Strong asymptotics of Jacobi-type kissing polynomials

Abstract

We investigate asymptotic behaviour of polynomials $p_n^{\omega }\left(z\right)$ satisfying varying non-Hermitian orthogonality relations ${\int }_{-1}^1{x}^k{p}_n^{\omega }\left(x\right)h\left(x\right){\mathrm{e}}^{\mathrm{i}\omega x}\mathrm{d}x=0,k\in \{0,\dots ,n-1\},$where $h\left(x\right)=h^{\ast }\left(x\right)(1-x{)}^{\alpha }(1+x{)}^{\text{β}},\omega =\lambda n,\lambda \ge 0$ and $h\left(x\right)$ is holomorphic and non-vanishing in a certain neighbourhood in the plane. These polynomials are an extension of so-called kissing polynomials ($\alpha =\text{β}=0$) introduced in Asheim et al. [A Gaussian quadrature rule for oscillatory integrals on a bounded interval.
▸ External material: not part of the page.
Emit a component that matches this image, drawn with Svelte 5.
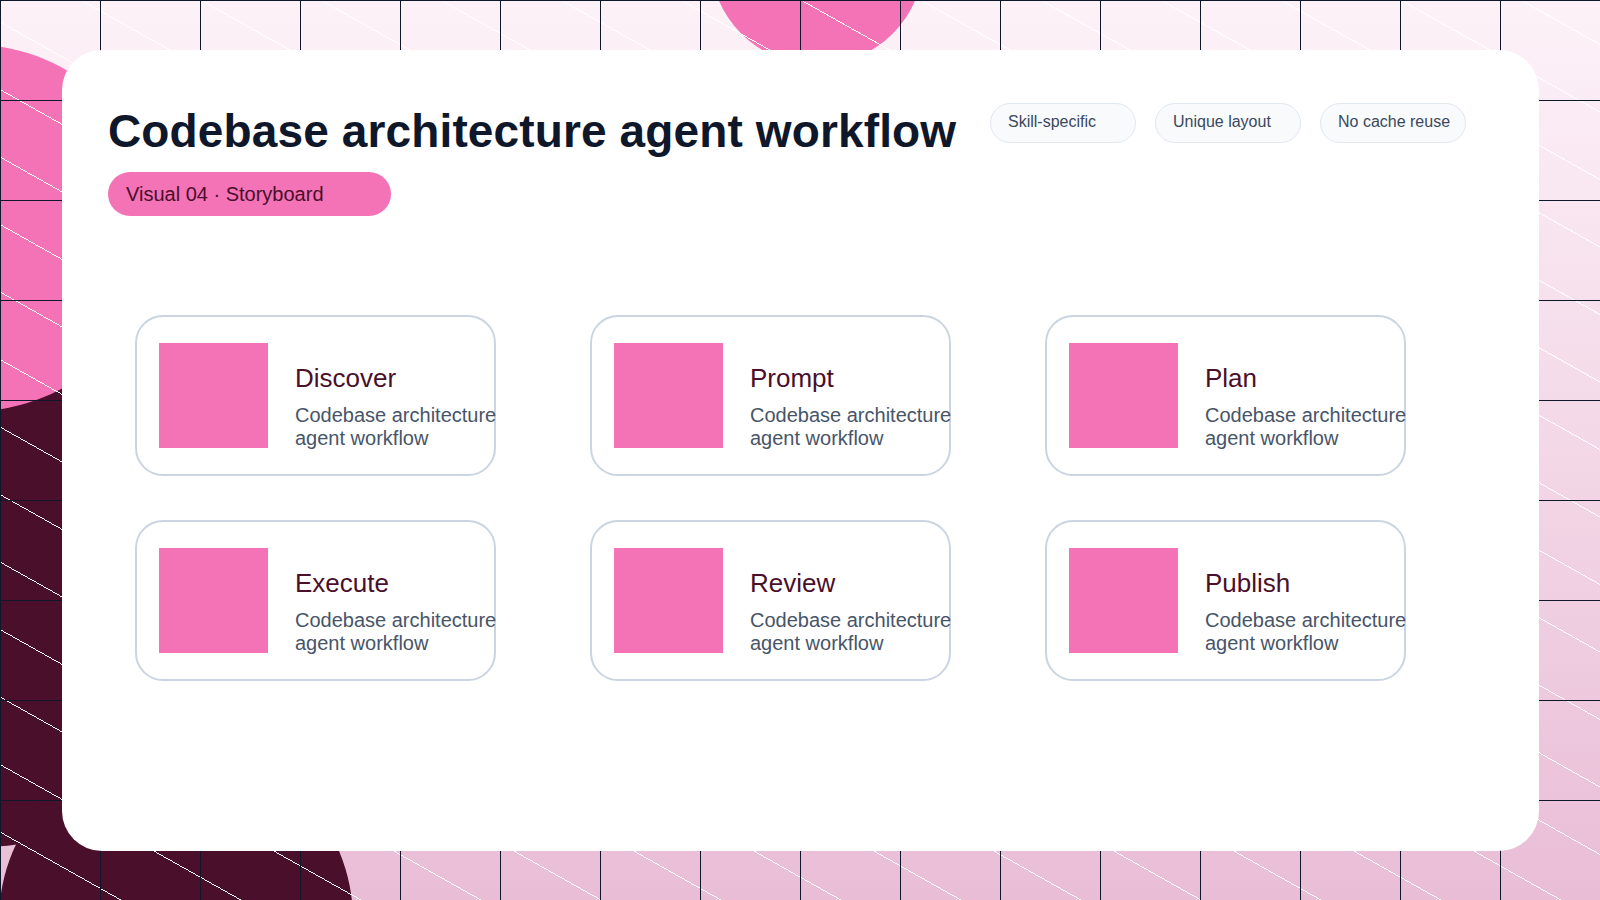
<script>
  const steps = ["Discover", "Prompt", "Plan", "Execute", "Review", "Publish"];
  const chips = ["Skill-specific", "Unique layout", "No cache reuse"];
</script>

<div class="scene">
  <div class="blob dark-top"></div>
  <div class="blob dark-bottom"></div>
  <div class="blob pink-left"></div>
  <div class="blob pink-top"></div>
  <div class="lines"></div>

  <main class="card">
    <header class="head">
      <div class="head-left">
        <h1>Codebase architecture agent workflow</h1>
        <div class="badge">Visual 04 · Storyboard</div>
      </div>
      <ul class="chips">
        {#each chips as chip}
          <li>{chip}</li>
        {/each}
      </ul>
    </header>

    <section class="steps">
      {#each steps as step}
        <article class="step">
          <div class="thumb"></div>
          <div class="copy">
            <h2>{step}</h2>
            <p>Codebase architecture<br />agent workflow</p>
          </div>
        </article>
      {/each}
    </section>
  </main>
</div>

<style>
  :global(body) {
    margin: 0;
  }

  .scene {
    position: relative;
    width: 1600px;
    height: 900px;
    overflow: hidden;
    box-sizing: border-box;
    padding: 50px 61px 49px 62px;
    background: linear-gradient(180deg, #fdf2f8 0%, #e9bdd6 100%);
    font-family: "Liberation Sans", Arial, sans-serif;
  }

  .blob {
    position: absolute;
    border-radius: 50%;
  }

  .dark-top {
    left: -300px;
    top: 287px;
    width: 560px;
    height: 560px;
    background: #4a0f2b;
  }

  .dark-bottom {
    left: -1px;
    top: 743px;
    width: 354px;
    height: 354px;
    background: #4a0f2b;
  }

  .pink-left {
    left: -209px;
    top: 45px;
    width: 366px;
    height: 366px;
    background: #f472b6;
  }

  .pink-top {
    left: 710px;
    top: -149px;
    width: 214px;
    height: 214px;
    background: #f472b6;
  }

  .lines {
    position: absolute;
    inset: 0;
    background-image:
      linear-gradient(#0f172a 1px, transparent 1px),
      linear-gradient(90deg, #0f172a 1px, transparent 1px),
      repeating-linear-gradient(to top right, #fff 0, #fff 0.9px, transparent 0.9px, transparent 58.83px);
    background-size: 100px 100px, 100px 100px, auto;
  }

  .card {
    position: relative;
    box-sizing: border-box;
    height: 801px;
    padding: 46px 46px 0;
    background: #fff;
    border-radius: 40px;
  }

  .head {
    display: flex;
    justify-content: space-between;
    align-items: flex-start;
  }

  h1 {
    margin: 0;
    font-size: 46px;
    letter-spacing: 0.13px;
    line-height: 64px;
    font-weight: 700;
    color: #0f172a;
    padding-top: 3px;
    height: 61px;
  }

  .badge {
    box-sizing: border-box;
    width: 283px;
    height: 44px;
    margin-top: 12px;
    padding-left: 18px;
    border-radius: 22px;
    background: #f472b6;
    color: #4a0f2b;
    font-size: 20px;
    line-height: 44px;
  }

  .chips {
    display: flex;
    gap: 19px;
    margin: 7px 27px 0 0;
    padding: 0;
    list-style: none;
  }

  .chips li {
    box-sizing: border-box;
    width: 146px;
    height: 40px;
    padding-left: 17px;
    border: 1px solid #e2e8f0;
    border-radius: 20px;
    background: #f8fafc;
    color: #3b485c;
    font-size: 16px;
    line-height: 36px;
    white-space: nowrap;
  }

  .steps {
    display: grid;
    grid-template-columns: repeat(3, 361px);
    grid-auto-rows: 161px;
    column-gap: 94px;
    row-gap: 44px;
    margin: 99px 0 0 27px;
  }

  .step {
    box-sizing: border-box;
    display: flex;
    align-items: center;
    gap: 27px;
    padding-left: 22px;
    border: 2px solid #cbd5e1;
    border-radius: 28px;
    background: #fff;
  }

  .thumb {
    flex: none;
    width: 109px;
    height: 105px;
    background: #f472b6;
  }

  .copy {
    padding-top: 21px;
    white-space: nowrap;
  }

  h2 {
    margin: 0 0 11px;
    font-size: 26px;
    line-height: 30px;
    font-weight: 400;
    color: #4a0f2b;
  }

  p {
    margin: 0;
    font-size: 20px;
    line-height: 23px;
    color: #475569;
  }
</style>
Preprint, 2012 Dec 6. arXiv:1212.1293] in connection with complex Gaussian quadrature rules with uniform good properties in ω. The analysis carried out here is an extension of what was done in Celsus and Silva [Supercritical regime for the kissing polynomials. J Approx Theory. 2020 Mar 18;225:Article ID: 105408]; Deaño [Large degree asymptotics of orthogonal polynomials with respect to an oscillatory weight on a bounded interval. J Approx Theory. 2014 Oct 1;186:33–63], and depends heavily on those works.

Keywords:

• Non-Hermitian orthogonality
• varying orthogonality
• Riemann–Hilbert analysis

2010 Mathematics Subject Classification:

• 42C05

Acknowledgments

The author is grateful to Maxim Yattselev for his guidance and the many useful discussions, suggestions, and comments. The author would also like to thank Alfredo Deaño and Guilherme Silva for their help, support and encouragement.

Disclosure statement

No potential conflict of interest was reported by the author(s).